Sebastian writes:

> \author{surname=Rahtz, inits=S.,
>     mainauthor=true,
>     forename=Sebastian Patrick,
>     qual=AJFL,
>     title={},
>     address=add1, affiliation=aff1}

Nice idea, but what about journals that print initials withouth dots?
In the IOP physics journal, they print author names like "T T C Jones",
so if you say \author{surname=Jones, inits=T.T.C.}, your're already
encoding some part of the presentation, not just the information.

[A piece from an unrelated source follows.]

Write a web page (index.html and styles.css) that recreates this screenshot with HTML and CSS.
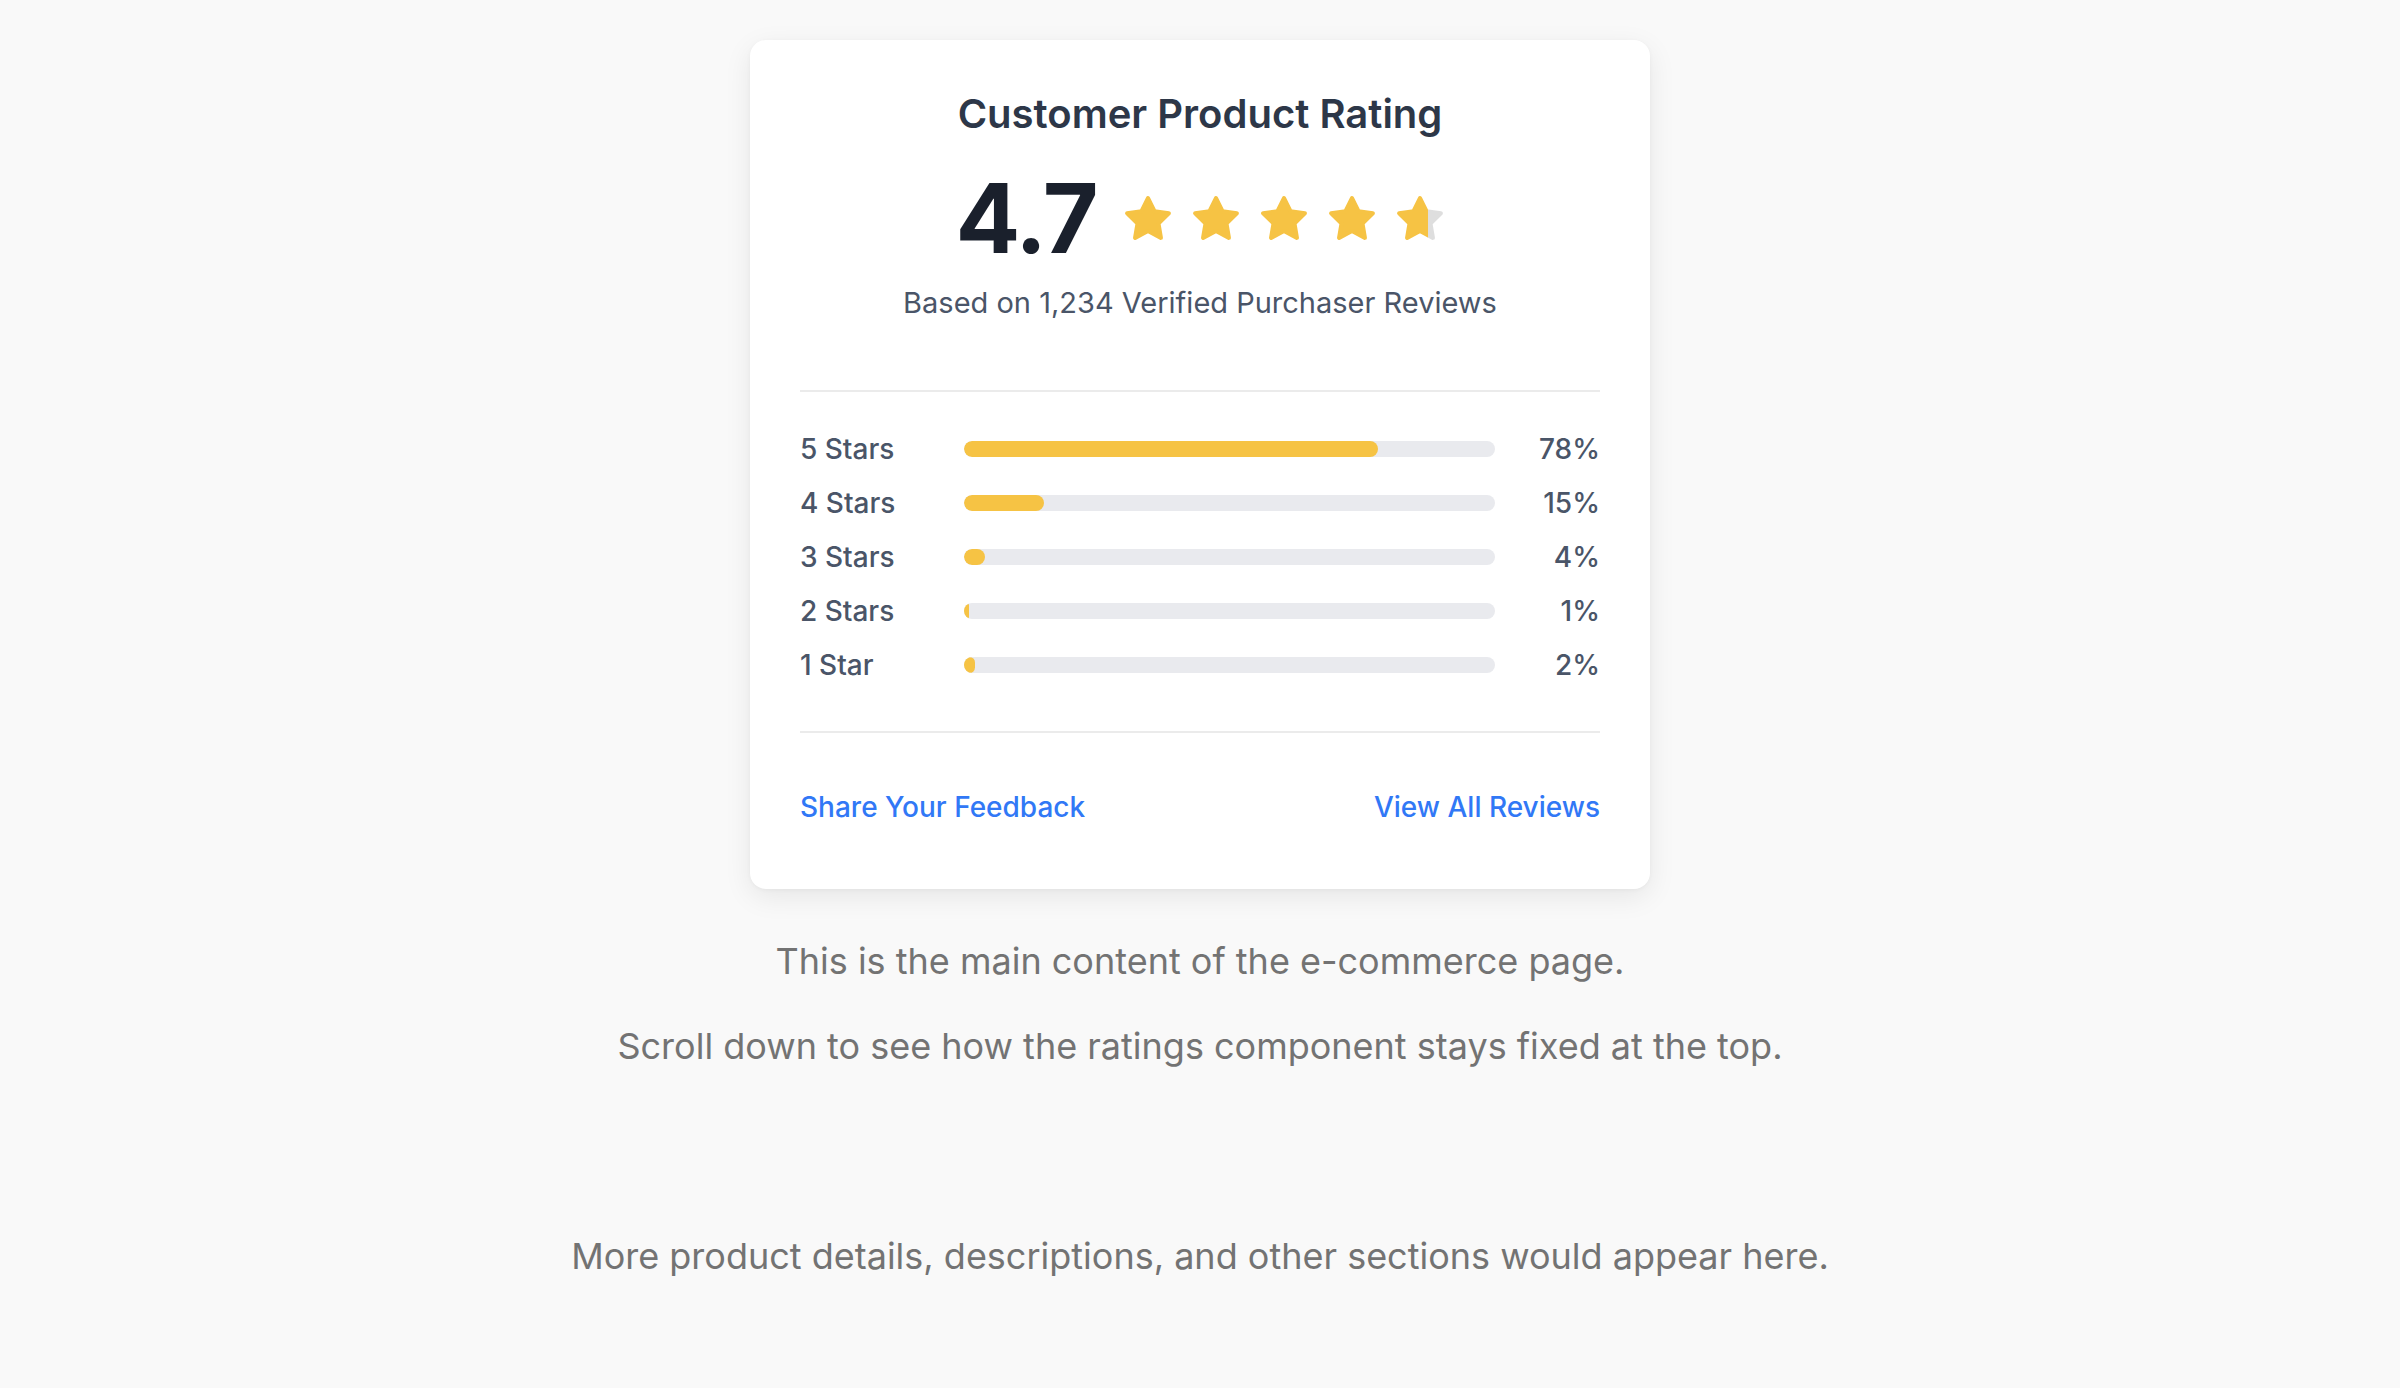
FILE: index.html
```html
<!DOCTYPE html>
<html lang="en">
<head>
<meta charset="utf-8">
<title>Customer Product Rating</title>
<link rel="stylesheet" href="styles.css">
</head>
<body>
<div class="page">
  <section class="rating-card">
    <h2 class="rating-title">Customer Product Rating</h2>
    <div class="rating-summary">
      <span class="rating-score">4.7</span>
      <div class="stars">
        <svg class="star" viewBox="0 0 24 24"><polygon points="12 2 15.09 8.26 22 9.27 17 14.14 18.18 21.02 12 17.77 5.82 21.02 7 14.14 2 9.27 8.91 8.26 12 2"/></svg>
        <svg class="star" viewBox="0 0 24 24"><polygon points="12 2 15.09 8.26 22 9.27 17 14.14 18.18 21.02 12 17.77 5.82 21.02 7 14.14 2 9.27 8.91 8.26 12 2"/></svg>
        <svg class="star" viewBox="0 0 24 24"><polygon points="12 2 15.09 8.26 22 9.27 17 14.14 18.18 21.02 12 17.77 5.82 21.02 7 14.14 2 9.27 8.91 8.26 12 2"/></svg>
        <svg class="star" viewBox="0 0 24 24"><polygon points="12 2 15.09 8.26 22 9.27 17 14.14 18.18 21.02 12 17.77 5.82 21.02 7 14.14 2 9.27 8.91 8.26 12 2"/></svg>
        <svg class="star star-partial" viewBox="0 0 24 24">
          <defs>
            <linearGradient id="partial" x1="0" y1="0" x2="1" y2="0">
              <stop offset="0.7" stop-color="#f6c344"/>
              <stop offset="0.7" stop-color="#dedede"/>
            </linearGradient>
          </defs>
          <polygon points="12 2 15.09 8.26 22 9.27 17 14.14 18.18 21.02 12 17.77 5.82 21.02 7 14.14 2 9.27 8.91 8.26 12 2"/>
        </svg>
      </div>
    </div>
    <p class="rating-count">Based on 1,234 Verified Purchaser Reviews</p>

    <div class="breakdown">
      <div class="breakdown-row">
        <span class="row-label">5 Stars</span>
        <div class="bar"><div class="bar-fill" style="width:78%"></div></div>
        <span class="row-pct">78%</span>
      </div>
      <div class="breakdown-row">
        <span class="row-label">4 Stars</span>
        <div class="bar"><div class="bar-fill" style="width:15%"></div></div>
        <span class="row-pct">15%</span>
      </div>
      <div class="breakdown-row">
        <span class="row-label">3 Stars</span>
        <div class="bar"><div class="bar-fill" style="width:4%"></div></div>
        <span class="row-pct">4%</span>
      </div>
      <div class="breakdown-row">
        <span class="row-label">2 Stars</span>
        <div class="bar"><div class="bar-fill" style="width:1%"></div></div>
        <span class="row-pct">1%</span>
      </div>
      <div class="breakdown-row">
        <span class="row-label">1 Star</span>
        <div class="bar"><div class="bar-fill" style="width:2%"></div></div>
        <span class="row-pct">2%</span>
      </div>
    </div>

    <div class="card-actions">
      <a class="action-link" href="#">Share Your Feedback</a>
      <a class="action-link" href="#">View All Reviews</a>
    </div>
  </section>

  <main class="main-content">
    <p class="content-text">This is the main content of the e-commerce page.</p>
    <p class="content-text">Scroll down to see how the ratings component stays fixed at the top.</p>
    <p class="content-text content-more">More product details, descriptions, and other sections would appear here.</p>
  </main>
</div>
</body>
</html>
```

FILE: styles.css
```css
* {
  box-sizing: border-box;
}

html, body {
  margin: 0;
  padding: 0;
}

body {
  background: #f9f9f9;
  font-family: Inter, "Noto Sans", "Liberation Sans", sans-serif;
  color: #4a5568;
}

.page {
  display: flex;
  flex-direction: column;
  align-items: center;
  padding-top: 40px;
}

.rating-card {
  width: 900px;
  background: #ffffff;
  border-radius: 16px;
  box-shadow: 0 8px 28px rgba(0, 0, 0, 0.08), 0 1px 4px rgba(0, 0, 0, 0.04);
  padding: 50px 50px 62px;
  display: flex;
  flex-direction: column;
}

.rating-title {
  margin: 0;
  text-align: center;
  font-size: 40px;
  line-height: 48px;
  font-weight: 600;
  color: #2d3748;
}

.rating-summary {
  margin-top: 32px;
  display: flex;
  align-items: center;
  justify-content: center;
  gap: 26px;
}

.rating-score {
  font-size: 96px;
  line-height: 96px;
  font-weight: 700;
  color: #1a202c;
  letter-spacing: -2px;
}

.stars {
  display: flex;
  gap: 18px;
  padding-top: 2px;
}

.star {
  width: 50px;
  height: 50px;
  display: block;
}

.star polygon {
  fill: #f6c344;
  stroke: #f6c344;
  stroke-width: 2;
  stroke-linejoin: round;
}

.star-partial polygon {
  fill: url(#partial);
  stroke: url(#partial);
}

.rating-count {
  margin: 17px 0 0;
  text-align: center;
  font-size: 29px;
  line-height: 40px;
  color: #4a5568;
}

.breakdown {
  margin-top: 67px;
  border-top: 2px solid #ebebeb;
  border-bottom: 2px solid #ebebeb;
  padding: 37px 0 46px;
  display: flex;
  flex-direction: column;
  gap: 14px;
}

.breakdown-row {
  display: grid;
  grid-template-columns: 140px 1fr 81px;
  column-gap: 24px;
  align-items: center;
  font-size: 28px;
  line-height: 40px;
  font-weight: 500;
  color: #4a5568;
}

.row-pct {
  text-align: right;
}

.bar {
  height: 16px;
  border-radius: 8px;
  background: #e9eaee;
  overflow: hidden;
}

.bar-fill {
  height: 100%;
  border-radius: 8px;
  background: #f6c344;
}

.card-actions {
  margin-top: 54px;
  display: flex;
  justify-content: space-between;
  font-size: 28px;
  line-height: 40px;
}

.action-link {
  color: #3178f6;
  text-decoration: none;
  font-weight: 500;
}

.main-content {
  margin-top: 47px;
  display: flex;
  flex-direction: column;
  align-items: center;
}

.content-text {
  margin: 0 0 35px;
  font-size: 36px;
  line-height: 50px;
  color: #737373;
  text-align: center;
}

.content-more {
  margin-top: 125px;
}
```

Some other \frontmatter problems that haven't been mentioned so far:

* What about papers representing a team effort?  In the proceedings
  issues of plasma physics journals you often find something like

      <author list> and the ITER Joint Central Team and Home Teams

  or even

      ITER Joint Central Team, presented by A. U. Thor

  Such papers, especially the latter kind, always cause headaches
  if you want to encode them in a BibTeX database, especially if
  some other journals prefer to cite such paper as

      A. U. Thor and ITER Joint Central Team

  to put the presenting author first regardless of the ordering
  in the original paper.

* What about address records containing some sort of common element
  that should be placed as a footnote to several address blocks.
  For instance, given authors from three labs working in cooperation,

     \address{id=lab1,address=Forschungszentrum Juelich, Germany}
     \address{id=lab2,address=Ecole Royale Militaire, Belgium}
     \address{id=lab3,address=FOM Institut voor Plasmafysica, Netherlands}

  the official policy may ask for a footnote such as

       text={partners in the Trilaterial Euregio Cluster}}

  (This is indeed a real life example, not something that I've made up.)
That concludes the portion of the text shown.